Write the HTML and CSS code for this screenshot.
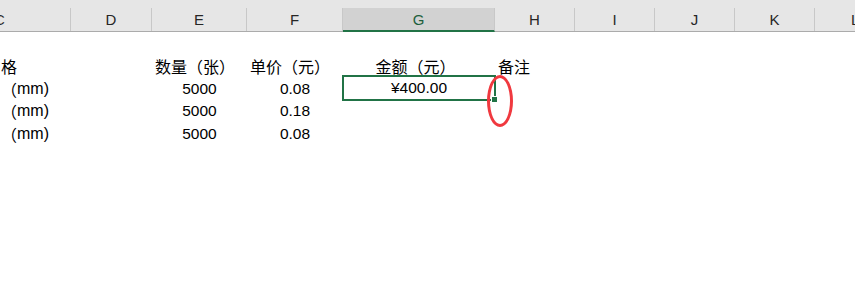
FILE: index.html
```html
<!DOCTYPE html>
<html>
<head>
    <meta charset="UTF-8">
    <title>Sheet</title>
    <link rel="stylesheet" href="styles.css">
</head>
<body>
    <div class="sheet">
        <div class="col-headers">
            <div class="col-head cut">C</div>
            <div class="col-head">D</div>
            <div class="col-head">E</div>
            <div class="col-head">F</div>
            <div class="col-head active">G</div>
            <div class="col-head">H</div>
            <div class="col-head">I</div>
            <div class="col-head">J</div>
            <div class="col-head">K</div>
            <div class="col-head cut">L</div>
        </div>
        <div class="grid">
            <div class="cell cjk spec">格</div>
            <div class="cell"></div>
            <div class="cell cjk left">数量（张）</div>
            <div class="cell cjk left">单价（元）</div>
            <div class="cell cjk center">金额（元）</div>
            <div class="cell cjk left">备注</div>
            <div class="cell"></div><div class="cell"></div><div class="cell"></div><div class="cell"></div>

            <div class="cell spec"><span class="paren">（</span>mm)</div>
            <div class="cell"></div>
            <div class="cell center">5000</div>
            <div class="cell center">0.08</div>
            <div class="cell center selected">
                ¥400.00
                <span class="fill-handle"></span>
                <span class="mark"></span>
            </div>
            <div class="cell"></div>
            <div class="cell"></div><div class="cell"></div><div class="cell"></div><div class="cell"></div>

            <div class="cell spec"><span class="paren">（</span>mm)</div>
            <div class="cell"></div>
            <div class="cell center">5000</div>
            <div class="cell center">0.18</div>
            <div class="cell"></div>
            <div class="cell"></div>
            <div class="cell"></div><div class="cell"></div><div class="cell"></div><div class="cell"></div>

            <div class="cell spec"><span class="paren">（</span>mm)</div>
            <div class="cell"></div>
            <div class="cell center">5000</div>
            <div class="cell center">0.08</div>
            <div class="cell"></div>
            <div class="cell"></div>
            <div class="cell"></div><div class="cell"></div><div class="cell"></div><div class="cell"></div>
        </div>
    </div>
</body>
</html>
```

FILE: styles.css
```css
body {
    margin: 0;
    background: #ffffff;
    font-family: "Liberation Sans", "Noto Sans CJK SC", sans-serif;
    overflow: hidden;
}

.sheet {
    width: 855px;
    height: 284px;
    overflow: hidden;
}

.col-headers {
    display: grid;
    grid-template-columns: 71px 81px 95px 96px 152px 80px 80px 80px 80px 1fr;
    height: 23px;
    padding-top: 8px;
    background: #e6e6e6;
    border-bottom: 1px solid #ababab;
}

.col-head {
    display: flex;
    align-items: center;
    justify-content: center;
    border-right: 1px solid #c8c8c8;
    font-size: 15px;
    color: #262626;
}

.col-head.cut:first-child {
    justify-content: flex-start;
    text-indent: -6px;
}

.col-head.cut:last-child {
    justify-content: flex-start;
    padding-left: 36px;
    border-right: none;
}

.col-head.active {
    background: #d2d2d2;
    color: #1e5f3c;
    border-bottom: 2px solid #217346;
    margin-bottom: -1px;
}

.grid {
    display: grid;
    grid-template-columns: 71px 81px 95px 96px 152px 80px 80px 80px 80px 1fr;
    grid-auto-rows: 22.5px;
    padding-top: 23px;
}

.cell {
    display: flex;
    align-items: center;
    font-size: 15.5px;
    color: #000;
    white-space: nowrap;
    position: relative;
}

.cjk {
    font-family: "Noto Sans CJK SC", sans-serif;
    font-size: 16px;
}

.left {
    padding-left: 3px;
}

.center {
    justify-content: center;
}

.cell.cjk.center {
    padding-right: 7px;
}

.spec {
    padding-left: 1px;
    font-size: 16px;
}

.spec .paren {
    font-family: "Noto Sans CJK SC", sans-serif;
    font-size: 16px;
}

.selected {
    outline: 2px solid #217346;
    outline-offset: -1px;
    margin-top: -2px;
}

.fill-handle {
    position: absolute;
    right: -3px;
    bottom: -3px;
    width: 5px;
    height: 5px;
    background: #217346;
    border: 1px solid #ffffff;
}

.mark {
    position: absolute;
    left: 144px;
    top: -1px;
    width: 20px;
    height: 46px;
    border: 3px solid #f0393f;
    border-radius: 50%;
}
```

Short problem: Reproduce the whole listing word for word, setting aside any pictures.

Solved problem:
Write the HTML and CSS code for this screenshot.
FILE: index.html
```html
<!DOCTYPE html>
<html>
<head>
    <meta charset="UTF-8">
    <title>Sheet</title>
    <link rel="stylesheet" href="styles.css">
</head>
<body>
    <div class="sheet">
        <div class="col-headers">
            <div class="col-head cut">C</div>
            <div class="col-head">D</div>
            <div class="col-head">E</div>
            <div class="col-head">F</div>
            <div class="col-head active">G</div>
            <div class="col-head">H</div>
            <div class="col-head">I</div>
            <div class="col-head">J</div>
            <div class="col-head">K</div>
            <div class="col-head cut">L</div>
        </div>
        <div class="grid">
            <div class="cell cjk spec">格</div>
            <div class="cell"></div>
            <div class="cell cjk left">数量（张）</div>
            <div class="cell cjk left">单价（元）</div>
            <div class="cell cjk center">金额（元）</div>
            <div class="cell cjk left">备注</div>
            <div class="cell"></div><div class="cell"></div><div class="cell"></div><div class="cell"></div>

            <div class="cell spec"><span class="paren">（</span>mm)</div>
            <div class="cell"></div>
            <div class="cell center">5000</div>
            <div class="cell center">0.08</div>
            <div class="cell center selected">
                ¥400.00
                <span class="fill-handle"></span>
                <span class="mark"></span>
            </div>
            <div class="cell"></div>
            <div class="cell"></div><div class="cell"></div><div class="cell"></div><div class="cell"></div>

            <div class="cell spec"><span class="paren">（</span>mm)</div>
            <div class="cell"></div>
            <div class="cell center">5000</div>
            <div class="cell center">0.18</div>
            <div class="cell"></div>
            <div class="cell"></div>
            <div class="cell"></div><div class="cell"></div><div class="cell"></div><div class="cell"></div>

            <div class="cell spec"><span class="paren">（</span>mm)</div>
            <div class="cell"></div>
            <div class="cell center">5000</div>
            <div class="cell center">0.08</div>
            <div class="cell"></div>
            <div class="cell"></div>
            <div class="cell"></div><div class="cell"></div><div class="cell"></div><div class="cell"></div>
        </div>
    </div>
</body>
</html>
```

FILE: styles.css
```css
body {
    margin: 0;
    background: #ffffff;
    font-family: "Liberation Sans", "Noto Sans CJK SC", sans-serif;
    overflow: hidden;
}

.sheet {
    width: 855px;
    height: 284px;
    overflow: hidden;
}

.col-headers {
    display: grid;
    grid-template-columns: 71px 81px 95px 96px 152px 80px 80px 80px 80px 1fr;
    height: 23px;
    padding-top: 8px;
    background: #e6e6e6;
    border-bottom: 1px solid #ababab;
}

.col-head {
    display: flex;
    align-items: center;
    justify-content: center;
    border-right: 1px solid #c8c8c8;
    font-size: 15px;
    color: #262626;
}

.col-head.cut:first-child {
    justify-content: flex-start;
    text-indent: -6px;
}

.col-head.cut:last-child {
    justify-content: flex-start;
    padding-left: 36px;
    border-right: none;
}

.col-head.active {
    background: #d2d2d2;
    color: #1e5f3c;
    border-bottom: 2px solid #217346;
    margin-bottom: -1px;
}

.grid {
    display: grid;
    grid-template-columns: 71px 81px 95px 96px 152px 80px 80px 80px 80px 1fr;
    grid-auto-rows: 22.5px;
    padding-top: 23px;
}

.cell {
    display: flex;
    align-items: center;
    font-size: 15.5px;
    color: #000;
    white-space: nowrap;
    position: relative;
}

.cjk {
    font-family: "Noto Sans CJK SC", sans-serif;
    font-size: 16px;
}

.left {
    padding-left: 3px;
}

.center {
    justify-content: center;
}

.cell.cjk.center {
    padding-right: 7px;
}

.spec {
    padding-left: 1px;
    font-size: 16px;
}

.spec .paren {
    font-family: "Noto Sans CJK SC", sans-serif;
    font-size: 16px;
}

.selected {
    outline: 2px solid #217346;
    outline-offset: -1px;
    margin-top: -2px;
}

.fill-handle {
    position: absolute;
    right: -3px;
    bottom: -3px;
    width: 5px;
    height: 5px;
    background: #217346;
    border: 1px solid #ffffff;
}

.mark {
    position: absolute;
    left: 144px;
    top: -1px;
    width: 20px;
    height: 46px;
    border: 3px solid #f0393f;
    border-radius: 50%;
}
```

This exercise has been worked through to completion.